### Supplied records
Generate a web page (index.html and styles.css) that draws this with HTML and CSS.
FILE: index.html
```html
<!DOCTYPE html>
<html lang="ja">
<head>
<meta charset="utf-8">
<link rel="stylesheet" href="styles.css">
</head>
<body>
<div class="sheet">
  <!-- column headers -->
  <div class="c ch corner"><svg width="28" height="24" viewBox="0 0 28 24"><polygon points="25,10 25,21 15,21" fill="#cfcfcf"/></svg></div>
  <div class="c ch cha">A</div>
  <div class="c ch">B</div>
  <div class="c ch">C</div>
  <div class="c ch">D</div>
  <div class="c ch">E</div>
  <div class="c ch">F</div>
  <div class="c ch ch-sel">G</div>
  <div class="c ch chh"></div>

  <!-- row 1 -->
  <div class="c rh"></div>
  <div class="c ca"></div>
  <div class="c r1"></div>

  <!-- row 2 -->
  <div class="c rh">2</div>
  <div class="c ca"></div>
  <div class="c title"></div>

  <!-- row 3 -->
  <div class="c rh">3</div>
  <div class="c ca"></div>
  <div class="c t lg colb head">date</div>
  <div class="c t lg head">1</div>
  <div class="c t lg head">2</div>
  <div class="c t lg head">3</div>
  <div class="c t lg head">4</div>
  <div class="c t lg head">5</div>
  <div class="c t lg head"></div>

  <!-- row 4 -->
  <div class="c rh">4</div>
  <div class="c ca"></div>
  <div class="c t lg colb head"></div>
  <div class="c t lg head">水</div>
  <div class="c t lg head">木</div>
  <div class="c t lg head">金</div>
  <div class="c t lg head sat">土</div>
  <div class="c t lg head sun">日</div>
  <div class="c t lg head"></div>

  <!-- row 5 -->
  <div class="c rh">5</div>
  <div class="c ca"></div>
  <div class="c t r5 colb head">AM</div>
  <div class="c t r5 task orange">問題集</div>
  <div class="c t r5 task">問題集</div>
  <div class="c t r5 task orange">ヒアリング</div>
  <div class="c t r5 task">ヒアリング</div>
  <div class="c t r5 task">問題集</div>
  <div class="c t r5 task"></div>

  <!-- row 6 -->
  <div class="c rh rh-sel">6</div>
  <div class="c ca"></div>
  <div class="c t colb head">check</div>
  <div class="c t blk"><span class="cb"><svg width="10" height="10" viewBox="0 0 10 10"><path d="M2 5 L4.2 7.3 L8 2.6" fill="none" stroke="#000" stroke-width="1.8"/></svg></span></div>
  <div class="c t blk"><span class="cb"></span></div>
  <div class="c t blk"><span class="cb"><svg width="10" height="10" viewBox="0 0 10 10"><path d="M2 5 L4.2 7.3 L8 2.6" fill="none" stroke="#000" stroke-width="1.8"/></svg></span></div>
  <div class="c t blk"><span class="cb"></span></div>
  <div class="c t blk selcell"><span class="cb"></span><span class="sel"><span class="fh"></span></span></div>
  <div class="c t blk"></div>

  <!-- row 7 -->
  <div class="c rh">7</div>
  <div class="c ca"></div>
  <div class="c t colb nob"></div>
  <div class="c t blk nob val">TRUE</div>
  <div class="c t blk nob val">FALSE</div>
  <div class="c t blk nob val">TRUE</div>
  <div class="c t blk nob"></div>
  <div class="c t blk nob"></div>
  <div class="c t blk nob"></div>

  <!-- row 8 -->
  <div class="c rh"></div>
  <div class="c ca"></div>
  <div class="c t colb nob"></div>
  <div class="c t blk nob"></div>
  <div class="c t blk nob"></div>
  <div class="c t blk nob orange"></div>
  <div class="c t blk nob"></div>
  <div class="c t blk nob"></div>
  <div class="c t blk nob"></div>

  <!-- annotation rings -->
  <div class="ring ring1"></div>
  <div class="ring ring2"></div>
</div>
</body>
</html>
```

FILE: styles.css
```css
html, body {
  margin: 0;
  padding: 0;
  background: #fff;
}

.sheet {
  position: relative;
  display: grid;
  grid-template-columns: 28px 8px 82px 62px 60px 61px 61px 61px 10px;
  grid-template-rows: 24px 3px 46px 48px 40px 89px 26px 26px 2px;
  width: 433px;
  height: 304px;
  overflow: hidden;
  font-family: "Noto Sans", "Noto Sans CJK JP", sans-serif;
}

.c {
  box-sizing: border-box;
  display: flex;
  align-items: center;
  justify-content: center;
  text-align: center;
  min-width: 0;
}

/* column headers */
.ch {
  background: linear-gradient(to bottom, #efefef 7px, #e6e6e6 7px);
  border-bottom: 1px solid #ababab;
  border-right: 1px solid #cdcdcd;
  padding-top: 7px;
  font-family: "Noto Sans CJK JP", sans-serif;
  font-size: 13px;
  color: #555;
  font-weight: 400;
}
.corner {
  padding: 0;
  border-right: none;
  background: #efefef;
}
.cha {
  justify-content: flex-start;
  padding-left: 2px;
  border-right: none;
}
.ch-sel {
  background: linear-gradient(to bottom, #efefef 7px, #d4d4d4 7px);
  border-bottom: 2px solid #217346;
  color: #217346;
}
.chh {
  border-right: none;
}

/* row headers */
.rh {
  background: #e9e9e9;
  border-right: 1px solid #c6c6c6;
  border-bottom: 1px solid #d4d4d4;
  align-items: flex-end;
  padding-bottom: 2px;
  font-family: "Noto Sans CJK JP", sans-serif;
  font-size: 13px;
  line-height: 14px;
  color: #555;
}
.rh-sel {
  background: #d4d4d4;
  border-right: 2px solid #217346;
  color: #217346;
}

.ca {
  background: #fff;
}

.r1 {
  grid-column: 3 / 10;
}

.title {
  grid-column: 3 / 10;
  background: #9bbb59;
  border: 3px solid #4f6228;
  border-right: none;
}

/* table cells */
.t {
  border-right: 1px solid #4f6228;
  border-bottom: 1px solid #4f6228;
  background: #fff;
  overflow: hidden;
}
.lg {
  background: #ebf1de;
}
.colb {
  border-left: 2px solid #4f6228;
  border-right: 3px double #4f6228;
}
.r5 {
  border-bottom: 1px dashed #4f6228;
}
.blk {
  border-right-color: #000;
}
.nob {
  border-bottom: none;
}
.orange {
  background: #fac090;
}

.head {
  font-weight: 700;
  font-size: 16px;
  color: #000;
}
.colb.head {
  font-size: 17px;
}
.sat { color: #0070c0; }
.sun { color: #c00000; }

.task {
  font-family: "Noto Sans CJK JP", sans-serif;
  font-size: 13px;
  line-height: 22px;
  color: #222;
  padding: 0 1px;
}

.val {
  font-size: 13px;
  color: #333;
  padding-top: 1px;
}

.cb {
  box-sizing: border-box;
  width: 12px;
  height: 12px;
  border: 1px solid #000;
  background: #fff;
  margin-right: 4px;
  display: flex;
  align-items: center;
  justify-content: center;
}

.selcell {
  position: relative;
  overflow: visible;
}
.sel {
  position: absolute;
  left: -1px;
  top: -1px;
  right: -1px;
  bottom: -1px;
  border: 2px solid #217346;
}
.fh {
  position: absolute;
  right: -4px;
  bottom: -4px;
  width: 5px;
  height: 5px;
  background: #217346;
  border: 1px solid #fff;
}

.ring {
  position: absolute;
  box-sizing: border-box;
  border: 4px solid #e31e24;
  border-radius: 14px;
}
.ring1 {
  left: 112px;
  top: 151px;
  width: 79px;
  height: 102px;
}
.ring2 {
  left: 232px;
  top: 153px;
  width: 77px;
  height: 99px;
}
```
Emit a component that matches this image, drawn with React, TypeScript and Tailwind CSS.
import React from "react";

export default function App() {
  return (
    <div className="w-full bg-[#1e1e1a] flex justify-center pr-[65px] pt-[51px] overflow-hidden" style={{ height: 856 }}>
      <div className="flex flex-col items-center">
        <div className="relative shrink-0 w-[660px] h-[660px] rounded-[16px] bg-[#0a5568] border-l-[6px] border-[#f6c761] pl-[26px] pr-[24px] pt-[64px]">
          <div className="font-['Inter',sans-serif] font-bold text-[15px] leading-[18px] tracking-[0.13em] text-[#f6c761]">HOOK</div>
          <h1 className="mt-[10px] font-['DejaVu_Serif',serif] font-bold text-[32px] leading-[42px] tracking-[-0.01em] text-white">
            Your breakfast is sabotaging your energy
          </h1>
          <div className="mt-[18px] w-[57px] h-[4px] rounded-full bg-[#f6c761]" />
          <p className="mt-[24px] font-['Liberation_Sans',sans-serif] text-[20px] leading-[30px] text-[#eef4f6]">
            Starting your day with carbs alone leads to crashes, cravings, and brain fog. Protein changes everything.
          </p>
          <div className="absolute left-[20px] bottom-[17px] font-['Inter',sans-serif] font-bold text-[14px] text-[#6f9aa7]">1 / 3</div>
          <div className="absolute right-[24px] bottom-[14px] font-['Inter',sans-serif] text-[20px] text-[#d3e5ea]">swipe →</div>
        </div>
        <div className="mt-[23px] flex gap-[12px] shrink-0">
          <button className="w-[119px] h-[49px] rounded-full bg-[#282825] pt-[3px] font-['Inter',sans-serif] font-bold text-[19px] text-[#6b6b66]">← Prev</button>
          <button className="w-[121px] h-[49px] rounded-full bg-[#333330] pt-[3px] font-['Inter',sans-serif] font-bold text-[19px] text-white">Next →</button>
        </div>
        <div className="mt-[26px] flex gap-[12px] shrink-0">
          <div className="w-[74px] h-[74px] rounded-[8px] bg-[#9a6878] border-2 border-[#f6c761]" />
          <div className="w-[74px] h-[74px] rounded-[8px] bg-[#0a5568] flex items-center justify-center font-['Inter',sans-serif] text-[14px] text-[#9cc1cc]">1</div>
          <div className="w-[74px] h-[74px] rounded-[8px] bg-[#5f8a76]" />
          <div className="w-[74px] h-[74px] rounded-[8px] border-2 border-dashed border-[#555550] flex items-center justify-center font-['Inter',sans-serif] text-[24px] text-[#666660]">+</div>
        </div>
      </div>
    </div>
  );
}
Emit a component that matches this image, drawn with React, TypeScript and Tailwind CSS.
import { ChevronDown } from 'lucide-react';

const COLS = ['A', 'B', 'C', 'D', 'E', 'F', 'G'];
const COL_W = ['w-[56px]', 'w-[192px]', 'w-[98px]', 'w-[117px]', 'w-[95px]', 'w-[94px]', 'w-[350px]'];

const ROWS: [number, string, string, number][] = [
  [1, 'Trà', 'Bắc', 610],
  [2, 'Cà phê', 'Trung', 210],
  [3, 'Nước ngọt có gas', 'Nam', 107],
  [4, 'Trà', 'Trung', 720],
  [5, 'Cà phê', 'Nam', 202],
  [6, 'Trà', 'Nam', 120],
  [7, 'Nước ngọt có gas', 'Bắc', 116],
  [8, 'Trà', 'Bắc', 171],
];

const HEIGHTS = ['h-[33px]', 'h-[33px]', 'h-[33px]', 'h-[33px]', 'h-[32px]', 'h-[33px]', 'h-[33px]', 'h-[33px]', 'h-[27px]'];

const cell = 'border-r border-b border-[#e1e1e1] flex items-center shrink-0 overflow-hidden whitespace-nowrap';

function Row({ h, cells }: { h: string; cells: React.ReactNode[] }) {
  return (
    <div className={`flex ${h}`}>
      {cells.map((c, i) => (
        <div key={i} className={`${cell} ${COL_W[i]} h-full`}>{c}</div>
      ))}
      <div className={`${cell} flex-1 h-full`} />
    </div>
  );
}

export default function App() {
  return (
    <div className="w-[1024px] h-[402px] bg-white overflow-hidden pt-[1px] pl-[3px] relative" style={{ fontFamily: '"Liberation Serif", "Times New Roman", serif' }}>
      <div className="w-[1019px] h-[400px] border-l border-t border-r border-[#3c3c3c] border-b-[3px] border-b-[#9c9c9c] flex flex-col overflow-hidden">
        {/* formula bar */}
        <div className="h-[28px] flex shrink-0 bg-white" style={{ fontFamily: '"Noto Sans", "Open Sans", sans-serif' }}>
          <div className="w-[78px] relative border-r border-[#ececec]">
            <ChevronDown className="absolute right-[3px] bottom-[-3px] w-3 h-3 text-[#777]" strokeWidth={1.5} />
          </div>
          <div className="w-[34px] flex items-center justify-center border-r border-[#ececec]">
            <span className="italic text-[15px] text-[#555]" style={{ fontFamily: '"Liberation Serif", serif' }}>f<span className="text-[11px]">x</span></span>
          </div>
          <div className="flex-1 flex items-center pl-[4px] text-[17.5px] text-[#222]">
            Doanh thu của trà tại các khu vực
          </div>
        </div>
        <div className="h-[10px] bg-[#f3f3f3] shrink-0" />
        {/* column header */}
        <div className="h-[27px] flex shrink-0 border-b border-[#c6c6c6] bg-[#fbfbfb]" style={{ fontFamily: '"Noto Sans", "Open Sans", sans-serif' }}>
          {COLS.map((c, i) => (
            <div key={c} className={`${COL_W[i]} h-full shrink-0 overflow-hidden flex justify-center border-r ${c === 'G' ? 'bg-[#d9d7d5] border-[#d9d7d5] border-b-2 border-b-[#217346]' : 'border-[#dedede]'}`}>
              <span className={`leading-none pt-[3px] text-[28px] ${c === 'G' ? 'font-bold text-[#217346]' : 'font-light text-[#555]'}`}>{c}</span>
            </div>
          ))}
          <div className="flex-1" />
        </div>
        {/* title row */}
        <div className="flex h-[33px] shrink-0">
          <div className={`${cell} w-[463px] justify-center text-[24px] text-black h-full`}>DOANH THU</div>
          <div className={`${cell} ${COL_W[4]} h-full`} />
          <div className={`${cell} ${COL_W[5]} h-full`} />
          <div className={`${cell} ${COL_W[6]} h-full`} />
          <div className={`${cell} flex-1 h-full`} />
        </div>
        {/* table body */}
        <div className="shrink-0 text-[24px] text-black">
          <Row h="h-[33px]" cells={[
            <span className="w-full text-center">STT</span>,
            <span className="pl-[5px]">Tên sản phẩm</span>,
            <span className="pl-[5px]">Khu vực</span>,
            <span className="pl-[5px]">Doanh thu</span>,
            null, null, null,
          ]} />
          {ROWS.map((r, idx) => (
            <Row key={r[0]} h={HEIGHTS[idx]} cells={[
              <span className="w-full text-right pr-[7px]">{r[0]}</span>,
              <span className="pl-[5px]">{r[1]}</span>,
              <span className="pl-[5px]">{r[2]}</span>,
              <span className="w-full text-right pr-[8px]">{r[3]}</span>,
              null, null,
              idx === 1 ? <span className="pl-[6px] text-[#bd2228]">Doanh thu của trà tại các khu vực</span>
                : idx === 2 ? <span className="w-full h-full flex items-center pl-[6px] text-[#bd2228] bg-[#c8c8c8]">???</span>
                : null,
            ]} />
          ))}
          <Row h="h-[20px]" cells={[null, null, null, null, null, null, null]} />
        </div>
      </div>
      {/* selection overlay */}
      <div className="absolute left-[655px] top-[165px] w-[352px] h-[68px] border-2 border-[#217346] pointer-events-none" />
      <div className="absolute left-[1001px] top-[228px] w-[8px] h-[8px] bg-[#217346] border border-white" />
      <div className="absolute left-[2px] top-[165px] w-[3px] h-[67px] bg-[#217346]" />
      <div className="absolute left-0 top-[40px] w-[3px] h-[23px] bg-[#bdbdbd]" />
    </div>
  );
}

### Task description
Using the entries above, return each line that includes the word "styles".

### Solution for this problem
Generate a web page (index.html and styles.css) that draws this with HTML and CSS.
<link rel="stylesheet" href="styles.css">
FILE: styles.css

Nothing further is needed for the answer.